5 comments on “os cheirinhas”

  1. KIM PRISU says:

    Gostei de ler. Boa noite

  2. Cara Zazie. São diálogos extraterrestres como esse que tornam a vida na Terra mais divertida. E olha que não coloco a BN na lista dos lugares mais hilariantes do planeta 🙂

  3. zazie says:

    ahahahaha quem é que dizia isso que já não me lembro “:O))))

    houve uns bons anos em que a coisa foi tão intensa que era só isto- nem noticiários nem mais nada- eu e uma colegas e tinhamos a noção que para quem nos ouvia a trocar ideias acerca destas tretas deviamos parecer completamente exra-terrestres.
    Uma vez foi no bar da BN uma em voz alta: “zaz: tenho aqui um casal de selvagens para ti!” e eu respondo-lhe: “olha, eu encontrei uns com cornichos para ti mas não me parece que tenham lenços na cabeça”. E responde ela: “isso é que é pena- o que eu preciso é com lenços esvoaçantes”

    e precisava e encontrou-os e até foi uma boa de uma “descoberta” para umas coisas de cartografia…
    aahhahahaha

  4. Ahab says:

    O que eu mais gosto nestes posts da zazie é que ela nos mostra um mundo escondido que também é o nosso e onde encontramos algumas raizs nossa.

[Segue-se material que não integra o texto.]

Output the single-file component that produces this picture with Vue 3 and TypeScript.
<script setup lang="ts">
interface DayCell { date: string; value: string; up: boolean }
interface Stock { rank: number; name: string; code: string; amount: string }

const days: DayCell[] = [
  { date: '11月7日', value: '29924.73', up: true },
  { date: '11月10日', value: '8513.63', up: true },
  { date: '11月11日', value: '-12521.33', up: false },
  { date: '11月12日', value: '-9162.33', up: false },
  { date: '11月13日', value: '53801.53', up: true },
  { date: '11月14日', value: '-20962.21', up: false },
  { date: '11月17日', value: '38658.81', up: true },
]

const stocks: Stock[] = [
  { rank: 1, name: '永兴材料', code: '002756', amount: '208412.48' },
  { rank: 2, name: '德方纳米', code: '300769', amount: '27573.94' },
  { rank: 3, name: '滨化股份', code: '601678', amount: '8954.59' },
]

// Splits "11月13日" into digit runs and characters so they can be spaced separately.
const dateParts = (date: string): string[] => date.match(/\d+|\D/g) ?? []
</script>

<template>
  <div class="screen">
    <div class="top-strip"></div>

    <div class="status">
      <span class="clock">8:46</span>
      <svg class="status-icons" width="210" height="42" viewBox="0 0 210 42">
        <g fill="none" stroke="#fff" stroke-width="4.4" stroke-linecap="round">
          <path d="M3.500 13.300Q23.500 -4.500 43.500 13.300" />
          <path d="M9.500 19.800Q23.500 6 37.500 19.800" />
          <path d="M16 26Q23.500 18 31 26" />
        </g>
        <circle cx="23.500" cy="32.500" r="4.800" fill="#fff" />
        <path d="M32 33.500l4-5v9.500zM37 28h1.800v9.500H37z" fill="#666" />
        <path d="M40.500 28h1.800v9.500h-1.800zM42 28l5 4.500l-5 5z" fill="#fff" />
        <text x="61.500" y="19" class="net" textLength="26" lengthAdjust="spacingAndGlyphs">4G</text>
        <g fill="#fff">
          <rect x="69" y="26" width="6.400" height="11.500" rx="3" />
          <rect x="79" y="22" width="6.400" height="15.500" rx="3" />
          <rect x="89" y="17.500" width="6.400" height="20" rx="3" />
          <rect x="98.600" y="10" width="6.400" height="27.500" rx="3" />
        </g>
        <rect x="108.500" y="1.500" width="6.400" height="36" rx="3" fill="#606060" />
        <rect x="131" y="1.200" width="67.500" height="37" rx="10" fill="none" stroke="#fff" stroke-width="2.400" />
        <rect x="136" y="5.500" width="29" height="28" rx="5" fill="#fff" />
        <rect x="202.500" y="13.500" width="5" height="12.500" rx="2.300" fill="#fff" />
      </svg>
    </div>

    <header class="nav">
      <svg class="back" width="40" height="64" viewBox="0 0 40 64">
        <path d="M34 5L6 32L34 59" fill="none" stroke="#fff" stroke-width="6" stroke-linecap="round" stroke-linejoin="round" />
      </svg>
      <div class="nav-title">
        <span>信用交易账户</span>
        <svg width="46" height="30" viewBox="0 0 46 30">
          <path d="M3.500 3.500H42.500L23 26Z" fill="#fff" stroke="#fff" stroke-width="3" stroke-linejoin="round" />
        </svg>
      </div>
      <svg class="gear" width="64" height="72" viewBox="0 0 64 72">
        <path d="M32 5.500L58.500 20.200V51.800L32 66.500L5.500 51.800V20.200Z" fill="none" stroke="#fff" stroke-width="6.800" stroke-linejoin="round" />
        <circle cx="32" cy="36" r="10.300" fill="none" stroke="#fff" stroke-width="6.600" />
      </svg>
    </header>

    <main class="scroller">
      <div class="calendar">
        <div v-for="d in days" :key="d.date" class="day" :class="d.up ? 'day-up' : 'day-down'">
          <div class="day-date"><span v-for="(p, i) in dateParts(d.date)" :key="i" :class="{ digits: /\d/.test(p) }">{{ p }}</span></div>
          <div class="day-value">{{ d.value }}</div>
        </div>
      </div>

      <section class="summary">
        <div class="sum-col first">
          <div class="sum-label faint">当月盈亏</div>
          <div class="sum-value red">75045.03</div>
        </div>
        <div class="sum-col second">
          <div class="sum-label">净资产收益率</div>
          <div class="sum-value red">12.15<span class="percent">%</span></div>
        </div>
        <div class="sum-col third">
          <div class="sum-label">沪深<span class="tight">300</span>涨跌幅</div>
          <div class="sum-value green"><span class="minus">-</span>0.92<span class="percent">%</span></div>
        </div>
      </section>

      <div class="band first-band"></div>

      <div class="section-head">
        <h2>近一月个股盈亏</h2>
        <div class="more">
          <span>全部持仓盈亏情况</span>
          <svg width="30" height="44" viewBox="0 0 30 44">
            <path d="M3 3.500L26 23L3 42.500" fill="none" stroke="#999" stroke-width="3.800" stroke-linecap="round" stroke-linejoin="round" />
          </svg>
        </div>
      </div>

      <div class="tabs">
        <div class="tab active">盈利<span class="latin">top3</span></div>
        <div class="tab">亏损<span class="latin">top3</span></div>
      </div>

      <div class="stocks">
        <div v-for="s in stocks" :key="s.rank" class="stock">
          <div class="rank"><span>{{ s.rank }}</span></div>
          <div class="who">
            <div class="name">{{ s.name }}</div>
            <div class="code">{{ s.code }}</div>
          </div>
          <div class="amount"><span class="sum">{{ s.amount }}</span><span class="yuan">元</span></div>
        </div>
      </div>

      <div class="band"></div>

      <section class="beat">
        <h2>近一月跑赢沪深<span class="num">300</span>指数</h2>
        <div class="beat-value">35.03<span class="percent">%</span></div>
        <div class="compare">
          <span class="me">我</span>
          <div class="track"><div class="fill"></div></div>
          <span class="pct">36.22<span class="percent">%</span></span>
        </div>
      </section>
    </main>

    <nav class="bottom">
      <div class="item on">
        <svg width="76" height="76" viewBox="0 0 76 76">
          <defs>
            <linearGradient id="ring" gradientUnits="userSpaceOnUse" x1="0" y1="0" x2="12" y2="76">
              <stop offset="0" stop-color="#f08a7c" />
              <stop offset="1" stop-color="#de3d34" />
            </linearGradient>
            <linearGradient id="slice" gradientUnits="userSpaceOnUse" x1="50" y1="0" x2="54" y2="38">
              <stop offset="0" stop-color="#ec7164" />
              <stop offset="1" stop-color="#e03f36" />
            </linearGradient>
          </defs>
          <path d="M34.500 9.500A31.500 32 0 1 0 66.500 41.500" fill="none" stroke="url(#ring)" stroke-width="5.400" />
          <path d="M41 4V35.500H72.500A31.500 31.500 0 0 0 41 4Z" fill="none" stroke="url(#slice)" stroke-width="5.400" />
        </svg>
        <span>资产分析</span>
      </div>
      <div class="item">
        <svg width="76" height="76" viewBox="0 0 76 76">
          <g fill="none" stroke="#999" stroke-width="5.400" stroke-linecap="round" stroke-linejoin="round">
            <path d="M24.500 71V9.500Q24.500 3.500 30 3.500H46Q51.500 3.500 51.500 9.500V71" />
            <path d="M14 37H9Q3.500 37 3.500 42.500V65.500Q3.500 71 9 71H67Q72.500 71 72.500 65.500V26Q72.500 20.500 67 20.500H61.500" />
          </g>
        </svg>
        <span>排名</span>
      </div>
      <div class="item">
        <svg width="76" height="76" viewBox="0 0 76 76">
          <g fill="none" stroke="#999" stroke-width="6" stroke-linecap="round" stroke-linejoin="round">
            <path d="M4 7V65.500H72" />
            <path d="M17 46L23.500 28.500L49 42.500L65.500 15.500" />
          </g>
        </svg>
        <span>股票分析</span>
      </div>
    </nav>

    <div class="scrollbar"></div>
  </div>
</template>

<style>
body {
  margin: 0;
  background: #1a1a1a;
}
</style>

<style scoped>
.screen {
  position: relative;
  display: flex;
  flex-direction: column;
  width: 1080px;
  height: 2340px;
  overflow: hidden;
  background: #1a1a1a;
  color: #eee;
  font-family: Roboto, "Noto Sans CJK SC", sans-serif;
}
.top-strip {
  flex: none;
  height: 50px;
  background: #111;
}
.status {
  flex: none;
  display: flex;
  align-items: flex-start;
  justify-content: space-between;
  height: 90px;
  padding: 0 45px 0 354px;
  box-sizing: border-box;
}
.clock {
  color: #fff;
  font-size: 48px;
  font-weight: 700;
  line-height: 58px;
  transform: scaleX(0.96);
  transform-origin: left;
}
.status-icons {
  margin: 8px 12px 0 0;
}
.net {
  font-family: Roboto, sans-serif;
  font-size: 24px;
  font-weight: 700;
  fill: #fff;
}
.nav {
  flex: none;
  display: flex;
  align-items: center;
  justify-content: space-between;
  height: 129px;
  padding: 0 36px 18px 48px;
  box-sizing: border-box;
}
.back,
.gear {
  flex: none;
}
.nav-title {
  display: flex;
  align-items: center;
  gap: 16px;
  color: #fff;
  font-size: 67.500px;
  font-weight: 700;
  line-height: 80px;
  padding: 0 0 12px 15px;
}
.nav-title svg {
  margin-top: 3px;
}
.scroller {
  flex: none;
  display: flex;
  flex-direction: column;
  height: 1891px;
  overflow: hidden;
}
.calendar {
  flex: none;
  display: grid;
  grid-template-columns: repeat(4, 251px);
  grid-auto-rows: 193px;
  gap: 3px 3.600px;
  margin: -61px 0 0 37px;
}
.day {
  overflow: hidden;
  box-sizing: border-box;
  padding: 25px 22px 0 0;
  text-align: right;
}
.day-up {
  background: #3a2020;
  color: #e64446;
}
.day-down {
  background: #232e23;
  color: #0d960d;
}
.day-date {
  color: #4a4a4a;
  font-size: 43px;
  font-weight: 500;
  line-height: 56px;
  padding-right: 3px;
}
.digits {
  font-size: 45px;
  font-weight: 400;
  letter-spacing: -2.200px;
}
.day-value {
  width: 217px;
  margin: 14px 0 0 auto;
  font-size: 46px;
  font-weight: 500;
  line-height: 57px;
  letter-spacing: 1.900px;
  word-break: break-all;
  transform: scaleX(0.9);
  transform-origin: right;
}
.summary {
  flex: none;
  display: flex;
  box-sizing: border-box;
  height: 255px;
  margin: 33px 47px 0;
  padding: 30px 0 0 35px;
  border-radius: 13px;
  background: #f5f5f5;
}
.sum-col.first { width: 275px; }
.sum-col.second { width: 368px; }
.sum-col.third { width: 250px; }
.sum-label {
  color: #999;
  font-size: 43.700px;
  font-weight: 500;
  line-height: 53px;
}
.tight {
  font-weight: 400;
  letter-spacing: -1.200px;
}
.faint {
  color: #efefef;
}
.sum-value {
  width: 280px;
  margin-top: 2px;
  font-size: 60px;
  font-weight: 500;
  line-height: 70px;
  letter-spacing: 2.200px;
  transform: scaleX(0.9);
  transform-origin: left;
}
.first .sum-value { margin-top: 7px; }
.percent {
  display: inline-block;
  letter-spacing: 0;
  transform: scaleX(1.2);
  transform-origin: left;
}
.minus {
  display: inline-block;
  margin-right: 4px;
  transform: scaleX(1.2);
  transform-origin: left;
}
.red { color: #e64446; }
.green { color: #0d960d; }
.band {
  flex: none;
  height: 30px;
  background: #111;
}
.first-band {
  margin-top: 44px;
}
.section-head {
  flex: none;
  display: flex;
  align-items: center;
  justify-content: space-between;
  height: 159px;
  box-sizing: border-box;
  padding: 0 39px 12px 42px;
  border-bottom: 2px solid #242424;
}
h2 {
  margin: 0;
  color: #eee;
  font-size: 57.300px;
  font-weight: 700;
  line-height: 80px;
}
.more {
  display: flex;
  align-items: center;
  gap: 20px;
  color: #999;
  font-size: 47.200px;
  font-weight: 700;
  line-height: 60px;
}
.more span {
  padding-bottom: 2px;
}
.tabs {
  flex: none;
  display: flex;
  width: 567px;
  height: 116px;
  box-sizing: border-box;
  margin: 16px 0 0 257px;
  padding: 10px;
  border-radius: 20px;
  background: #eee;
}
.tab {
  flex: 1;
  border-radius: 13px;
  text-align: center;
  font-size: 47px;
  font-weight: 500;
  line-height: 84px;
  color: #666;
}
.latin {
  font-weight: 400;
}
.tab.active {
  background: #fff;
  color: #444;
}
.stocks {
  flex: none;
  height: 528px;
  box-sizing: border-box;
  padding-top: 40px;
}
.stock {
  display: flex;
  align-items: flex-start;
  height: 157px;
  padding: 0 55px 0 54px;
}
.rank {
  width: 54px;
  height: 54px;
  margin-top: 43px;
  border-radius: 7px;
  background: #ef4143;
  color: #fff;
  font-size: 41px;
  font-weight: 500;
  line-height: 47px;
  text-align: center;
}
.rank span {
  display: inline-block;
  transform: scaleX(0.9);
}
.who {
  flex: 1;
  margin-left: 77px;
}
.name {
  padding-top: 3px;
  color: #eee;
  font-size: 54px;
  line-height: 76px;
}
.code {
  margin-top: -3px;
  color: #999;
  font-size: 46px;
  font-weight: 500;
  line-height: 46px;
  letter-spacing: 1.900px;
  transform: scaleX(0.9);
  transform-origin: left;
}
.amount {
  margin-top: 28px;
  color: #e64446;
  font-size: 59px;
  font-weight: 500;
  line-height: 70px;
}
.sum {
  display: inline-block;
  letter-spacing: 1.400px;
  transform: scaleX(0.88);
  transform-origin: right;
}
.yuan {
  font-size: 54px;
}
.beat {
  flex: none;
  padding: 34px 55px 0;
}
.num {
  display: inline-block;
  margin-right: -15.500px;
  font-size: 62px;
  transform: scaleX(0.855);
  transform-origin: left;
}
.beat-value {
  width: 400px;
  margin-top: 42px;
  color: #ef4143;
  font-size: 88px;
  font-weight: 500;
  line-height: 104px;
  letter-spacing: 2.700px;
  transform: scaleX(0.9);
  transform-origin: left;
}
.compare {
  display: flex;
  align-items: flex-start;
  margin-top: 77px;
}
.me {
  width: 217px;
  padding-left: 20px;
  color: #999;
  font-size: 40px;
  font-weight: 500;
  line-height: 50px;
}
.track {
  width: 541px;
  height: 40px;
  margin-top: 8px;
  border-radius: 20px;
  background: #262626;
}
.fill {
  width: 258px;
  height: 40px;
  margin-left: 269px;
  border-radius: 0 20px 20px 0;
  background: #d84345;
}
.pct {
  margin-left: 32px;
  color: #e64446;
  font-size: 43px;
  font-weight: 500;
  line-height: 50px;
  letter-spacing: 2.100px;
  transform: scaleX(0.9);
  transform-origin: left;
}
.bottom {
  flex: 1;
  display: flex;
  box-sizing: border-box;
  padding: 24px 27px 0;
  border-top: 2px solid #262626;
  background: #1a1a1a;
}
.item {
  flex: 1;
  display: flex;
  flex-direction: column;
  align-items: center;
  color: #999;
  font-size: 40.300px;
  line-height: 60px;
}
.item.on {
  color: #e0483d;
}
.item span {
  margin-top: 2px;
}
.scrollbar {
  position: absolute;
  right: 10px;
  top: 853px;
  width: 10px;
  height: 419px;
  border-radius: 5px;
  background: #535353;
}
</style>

    O que eu sinto quando leio estes posts é muito parecido com o que sinto quando leio os posts da Rua da Judiaria acerca dos judeus portugueses.

    Curiosamente, ambas as coisas (estas “elucubrações” medievais e os judeus portugueses) foram extintas mais ou menos por esta altura. De facto, os sonhos da Razão produzem monstros… e não os sonhos da fantasia. Esses, coitados, nunca fizeram mal a ninguém.

    PS. Eu falo contra a razão mas sou engenheiro e trabalho em informática!!!! Por outras palavras não sou vejo virtudes na razão como ganho a vida à conta dela!

    PPS. Li tambem alguns comentários lá em baixo do Ma-schamba… E não podia concordar mais com a zazie! Boa!

  5. Lutz says:

    Como dizia recentemente a outra: O que tu sabes!